Chapter 296-127 of the Washington Administrative Code sets forth regulations with respect to the prevailing wage statute. Under the "Usual Benefits" regulation, an employer must pay the prevailing hourly rate for journeymen, unless it also provides "usual benefit" programs, which are offset against the required prevailing wage. WAC 296-127-014. One category of "usual benefits" are apprentice training programs "approved or recognized by the Washington state apprenticeship and training counsel." WAC 296-127-014(3)(d). Training programs, such as Inland Empire's, which are not "approved or recognized," do not qualify as "usual benefits."
 Travelers holds that a "law `relates to' an employee benefit plan, in the normal sense of the phrase, if it has a connection with or reference to such a plan." Travelers, ___ U.S. ___, 115 S.Ct. at 1677. The Washington apprenticeship scheme does. The district court used the "purport to regulate" test from Martori Bros. Distributors v. James-Massengale, 781 F.2d 1349, 1356, amended, 791 F.2d 799 (9th Cir. 1986), overruling recognized by Fresh International Corp. v. Agricultural Labor Relations Bd., 805 F.2d 1353, 1357 n. 3 (9th Cir. 1986), but Ingersoll-Rand Co. v. McClendon, 498 U.S. 133 (1990), held that the preemption inquiry is whether the state law "relates to" an employee benefit program. Id. at 139-42. See also Aloha Airlines, 12 F.3d at 1504 (9th Cir. 1993). Travelers holds that "relates to" means "if it has a connection with or reference to such a plan." Travelers, ___ U.S. ___, 115 S.Ct. at 1677. It is not currently the law that preemption requires that the state law purport to regulate the ERISA plan.

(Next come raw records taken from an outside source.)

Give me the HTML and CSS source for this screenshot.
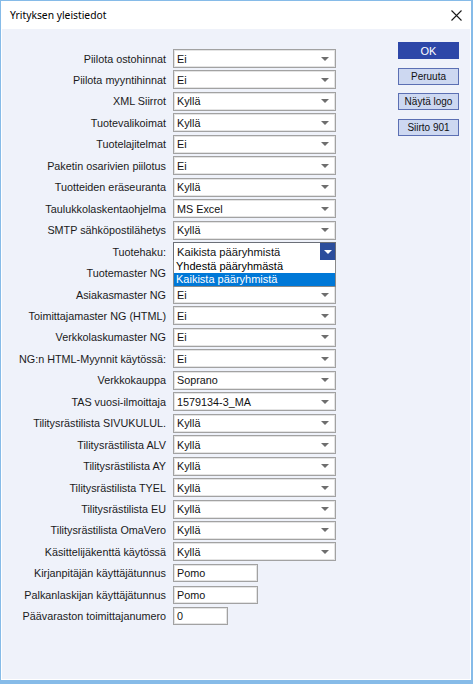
FILE: index.html
```html
<!DOCTYPE html>
<html lang="fi">
<head>
<meta charset="utf-8">
<title>Yrityksen yleistiedot</title>
<link rel="stylesheet" href="styles.css">
</head>
<body>
<div class="window">
  <div class="titlebar">
    <span class="title">Yrityksen yleistiedot</span>
    <svg class="close" width="11" height="11" viewBox="0 0 11 11"><path d="M0.5 0.5L10.5 10.5M10.5 0.5L0.5 10.5" stroke="#1a1a1a" stroke-width="1.1" fill="none"/></svg>
  </div>
  <div class="content">
    <div class="form">
      <label>Piilota ostohinnat</label><div class="sel">Ei</div>
      <label>Piilota myyntihinnat</label><div class="sel">Ei</div>
      <label>XML Siirrot</label><div class="sel">Kyllä</div>
      <label>Tuotevalikoimat</label><div class="sel">Kyllä</div>
      <label>Tuotelajitelmat</label><div class="sel">Ei</div>
      <label>Paketin osarivien piilotus</label><div class="sel">Ei</div>
      <label>Tuotteiden eräseuranta</label><div class="sel">Kyllä</div>
      <label>Taulukkolaskentaohjelma</label><div class="sel">MS Excel</div>
      <label>SMTP sähköpostilähetys</label><div class="sel">Kyllä</div>
      <label>Tuotehaku:</label>
      <div class="sel open">Kaikista pääryhmistä
        <span class="arrowbox"></span>
        <ul class="list">
          <li>Yhdestä pääryhmästä</li>
          <li class="hl">Kaikista pääryhmistä</li>
        </ul>
      </div>
      <label>Tuotemaster NG</label><div class="sel covered"></div>
      <label>Asiakasmaster NG</label><div class="sel">Ei</div>
      <label>Toimittajamaster NG (HTML)</label><div class="sel">Ei</div>
      <label>Verkkolaskumaster NG</label><div class="sel">Ei</div>
      <label>NG:n HTML-Myynnit käytössä:</label><div class="sel">Ei</div>
      <label>Verkkokauppa</label><div class="sel">Soprano</div>
      <label>TAS vuosi-ilmoittaja</label><div class="sel">1579134-3_MA</div>
      <label>Tilitysrästilista SIVUKULUL.</label><div class="sel">Kyllä</div>
      <label>Tilitysrästilista ALV</label><div class="sel">Kyllä</div>
      <label>Tilitysrästilista AY</label><div class="sel">Kyllä</div>
      <label>Tilitysrästilista TYEL</label><div class="sel">Kyllä</div>
      <label>Tilitysrästilista EU</label><div class="sel">Kyllä</div>
      <label>Tilitysrästilista OmaVero</label><div class="sel">Kyllä</div>
      <label>Käsittelijäkenttä käytössä</label><div class="sel">Kyllä</div>
      <label>Kirjanpitäjän käyttäjätunnus</label><div class="txt">Pomo</div>
      <label>Palkanlaskijan käyttäjätunnus</label><div class="txt">Pomo</div>
      <label>Päävaraston toimittajanumero</label><div class="txt short">0</div>
    </div>
    <div class="buttons">
      <div class="btn primary">OK</div>
      <div class="btn">Peruuta</div>
      <div class="btn">Näytä logo</div>
      <div class="btn">Siirto 901</div>
    </div>
  </div>
</div>
</body>
</html>
```

FILE: styles.css
```css
html, body {
  margin: 0;
  padding: 0;
  background: #ffffff;
}

body {
  font-family: "Liberation Sans", Arial, sans-serif;
  font-size: 10.8px;
  color: #1a1a1a;
}

.window {
  width: 473px;
  height: 684px;
  box-sizing: border-box;
  border: 1px solid #86bbe8;
  border-right-width: 2px;
  border-bottom-width: 4px;
  background: #ffffff;
  display: flex;
  flex-direction: column;
}

.titlebar {
  height: 28px;
  flex: none;
  display: flex;
  align-items: center;
  justify-content: space-between;
  padding: 0 9px 0 9px;
}

.title {
  font-family: "Noto Sans", sans-serif;
  font-size: 10.3px;
  color: #000;
}

.close {
  display: block;
}

.content {
  flex: 1;
  margin: 0 1px 1px 1px;
  background: #eff2fa;
  display: flex;
  align-items: flex-start;
}

.form {
  margin-top: 18.8px;
  display: grid;
  grid-template-columns: 164px auto;
  grid-auto-rows: 21.46px;
  column-gap: 7px;
  align-items: center;
}

.form label {
  text-align: right;
  white-space: nowrap;
}

.sel {
  position: relative;
  width: 163px;
  height: 19px;
  box-sizing: border-box;
  border: 1px solid #a2a2a2;
  box-shadow: inset 0 0 0 1px #e4e4e4;
  background: #ffffff;
  display: flex;
  align-items: center;
  padding-left: 3px;
  color: #111;
}

.sel::after {
  content: "";
  margin-left: auto;
  margin-right: 6px;
  border-left: 4px solid transparent;
  border-right: 4px solid transparent;
  border-top: 4px solid #6e6e6e;
}

.sel.open {
  border-color: #6b6f78;
  box-shadow: none;
  font-size: 11.2px;
  z-index: 2;
}

.sel.open::after {
  display: none;
}

.arrowbox {
  margin-left: auto;
  width: 15px;
  height: 17px;
  background: #2b4d9c;
  display: flex;
  align-items: center;
  justify-content: center;
}

.arrowbox::after {
  content: "";
  border-left: 4px solid transparent;
  border-right: 4px solid transparent;
  border-top: 4px solid #ffffff;
}

.list {
  position: absolute;
  top: 100%;
  left: -1px;
  width: 163px;
  box-sizing: border-box;
  margin: 0;
  padding: 0;
  list-style: none;
  background: #ffffff;
  border: 1px solid #8a8a8a;
  border-top: none;
}

.list li {
  height: 13px;
  line-height: 13px;
  padding-left: 2px;
  font-size: 11px;
  color: #000;
}

.list li.hl {
  background: #0078d7;
  color: #ffffff;
}

.txt {
  width: 85px;
  height: 18px;
  box-sizing: border-box;
  border: 1px solid #a2a2a2;
  box-shadow: inset 0 0 0 1px #e4e4e4;
  background: #ffffff;
  display: flex;
  align-items: center;
  padding-left: 3px;
  color: #111;
}

.txt.short {
  width: 55px;
}

.buttons {
  margin-top: 13px;
  margin-left: 62px;
  display: flex;
  flex-direction: column;
  gap: 8.7px;
}

.btn {
  width: 61px;
  height: 17px;
  box-sizing: border-box;
  border: 1px solid #5b6fb3;
  background: #cdd8f1;
  display: flex;
  align-items: center;
  justify-content: center;
  font-size: 10px;
  color: #111;
}

.btn.primary {
  background: #2d47a8;
  border-color: #2d47a8;
  font-size: 11px;
  color: #ffffff;
}
```
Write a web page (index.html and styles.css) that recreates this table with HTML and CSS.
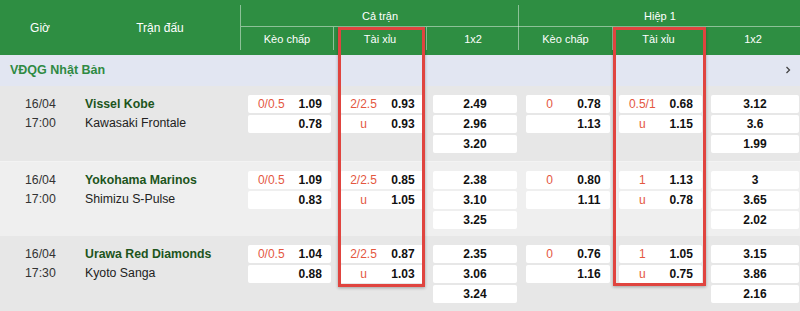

III. Davis-Bacon Act Preemption.
 The State of Washington also has an administrative regulation that, on public works subject to both the Davis-Bacon Act and the state little Davis-Bacon Act, a contractor must pay the higher of federal and state prevailing rates. WAC 296-127-025. Plaintiffs claim that this provision is preempted by the federal Davis-Bacon Act. The district court's dismissal of this claim appears to have depended, at least in part, on its dismissal of the ERISA preemption claim. The issues are distinct. The district court should, on remand, reconsider the Davis-Bacon preemption claim in light of our reversal of its ERISA preemption decision, if plaintiffs elect to maintain it in this lawsuit.
IV. State Law Claims.
 The district court exercised its discretion to dismiss the state law claims pursuant to 28 U.S.C. § 1367(c)(1), (3). Because its decision to dismiss the federal law claims was among the reasons for this exercise of discretion, the district court may revisit the issue, on remand, of whether to exercise its discretion to exercise jurisdiction over those claims.
We REVERSE the district court judgment that ERISA does not preempt application of RCW 39.12.021 and WAC 296-127-014 to Inland Empire's training programs, and hold that it does. We REMAND so that the district court may consider Inland Empire's Davis-Bacon preemption argument, and may decide whether to hear the state law claims.